In December 2011, Khaliqi represented 13-year-old Sahar Gul who was sold into marriage for 200,000 afghanis. Unable to walk and starved almost to death, Gul was rescued from her makeshift prison in a wheelbarrow inside a basement bathroom. Her fingernails had been pulled out and she had been burnt with red hot metal pipes.
Last year, 10-year sentences were handed to three of her in-laws for attempted murder. But an appeals court overturned the ruling citing lack of evidence: another ominous sign of the rollback in women’s rights.
This latest setback comes in the form of a proposed criminal law revision that would deny women legal protection from domestic violence. And for now it appears the government has endorsed these changes.
If this provision is legally adopted, it would silence victims and family members as witnesses to abuse in domestic violence cases, protecting and effectively preventing prosecutions of those who beat, forcibly marry and sell their female relatives.
Afghanistan, one of the largest recipients of foreign aid with $57bn since 2001, has shown fragile progress in education, healthcare, maternal mortality, and employment — deteriorating security and unprepared security forces threaten even this progress.

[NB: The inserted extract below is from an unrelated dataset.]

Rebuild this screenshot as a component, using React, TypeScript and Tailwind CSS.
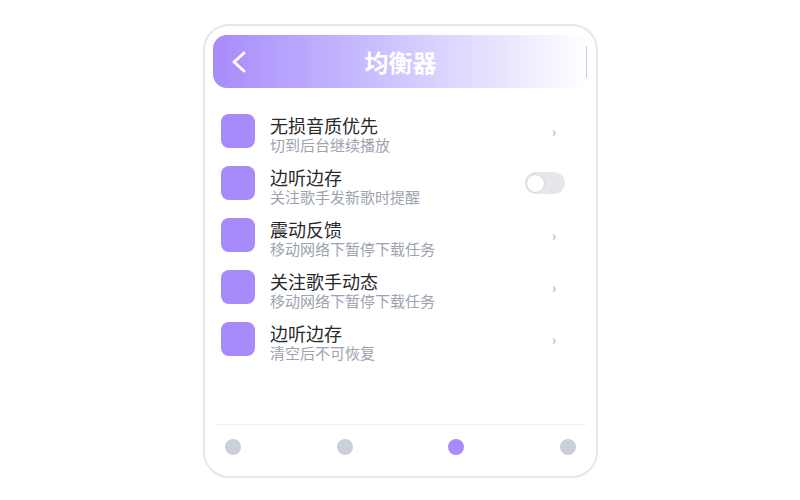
import React from "react";

const items = [
  { title: "无损音质优先", sub: "切到后台继续播放", right: "chev" },
  { title: "边听边存", sub: "关注歌手发新歌时提醒", right: "toggle" },
  { title: "震动反馈", sub: "移动网络下暂停下载任务", right: "chev" },
  { title: "关注歌手动态", sub: "移动网络下暂停下载任务", right: "chev" },
  { title: "边听边存", sub: "清空后不可恢复", right: "chev" },
];

export default function App() {
  return (
    <div
      className="w-[800px] h-[500px] bg-white pt-[24px]"
      style={{ fontFamily: '"Noto Sans CJK SC", "Noto Sans", sans-serif' }}
    >
      <div className="ml-[203px] w-[395px] h-[454px] border-2 border-[#e5e7eb] rounded-[26px] flex flex-col px-[8px] pt-[9px]">
        <div className="h-[53px] rounded-[14px] bg-gradient-to-r from-[#a78bfa] to-white flex items-center">
          <div className="w-[40px] pl-[19px] flex items-center">
            <svg width="14" height="22" viewBox="0 0 14 22" fill="none">
              <polyline points="12,2 2,11 12,20" stroke="white" strokeWidth="3" strokeLinecap="round" strokeLinejoin="round" />
            </svg>
          </div>
          <div className="flex-1 text-center text-white text-[24px] font-bold leading-none">均衡器</div>
          <div className="w-[40px] h-[32px] flex justify-end pr-[1px]">
            <div className="w-[1px] h-full bg-[#cfc3f7]" />
          </div>
        </div>

        <div className="flex flex-col mt-[26px] pl-[8px]">
          {items.map((it, i) => (
            <div key={i} className="flex items-start h-[52px]">
              <div className="w-[34px] h-[34px] rounded-[8px] bg-[#a78bfa] shrink-0" />
              <div className="flex-1 ml-[15px] pt-[1px]">
                <div className="text-[18px] leading-[21px] text-[#2a2a2a]">{it.title}</div>
                <div className="text-[15px] leading-[18px] text-[#9ca3af]">{it.sub}</div>
              </div>
              <div className="h-[34px] flex items-center justify-center w-[50px] mr-[18px]">
                {it.right === "chev" ? (
                  <span className="text-[14px] text-[#9ca3af] ml-[18px]">›</span>
                ) : (
                  <div className="w-[40px] h-[22px] rounded-full bg-[#e5e7eb] flex items-center pl-[1px]">
                    <div className="w-[19px] h-[19px] rounded-full bg-white border border-[#d1d5db]" />
                  </div>
                )}
              </div>
            </div>
          ))}
        </div>

        <div className="flex-1" />

        <div className="mx-[2px] border-t border-[#f0f0f3] h-[52px] flex items-center justify-between px-[10px] pb-[8px]">
          <div className="w-[16px] h-[16px] rounded-full bg-[#cbd0d7]" />
          <div className="w-[16px] h-[16px] rounded-full bg-[#cbd0d7]" />
          <div className="w-[16px] h-[16px] rounded-full bg-[#a78bfa]" />
          <div className="w-[16px] h-[16px] rounded-full bg-[#cbd0d7]" />
        </div>
      </div>
    </div>
  );
}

In July 2012, an ActionAid report found that the security of girls and women was linked to economic growth and development. Nine out of 10 women feared the departure of the international community; 87pc reported domestic abuse and the biggest fear under the age of 30 is sexual assault.
If the international community lends support to a government that fails to consider the rights of women, then they will be forced to live as they did under the Taliban.
That there have been 12 years of rapid change and this could be the high point from where the situation starts to deteriorate is disturbing.
Violence suffered by women comes in various forms but the consequences remain the same: disenfranchisement, poverty, abuse, socio-economic isolation.
It is no surprise that female legislators are calling for the government to openly state its position on women’s rights. And there are no answers to questions about whether more than half the population will be sent home post-2014.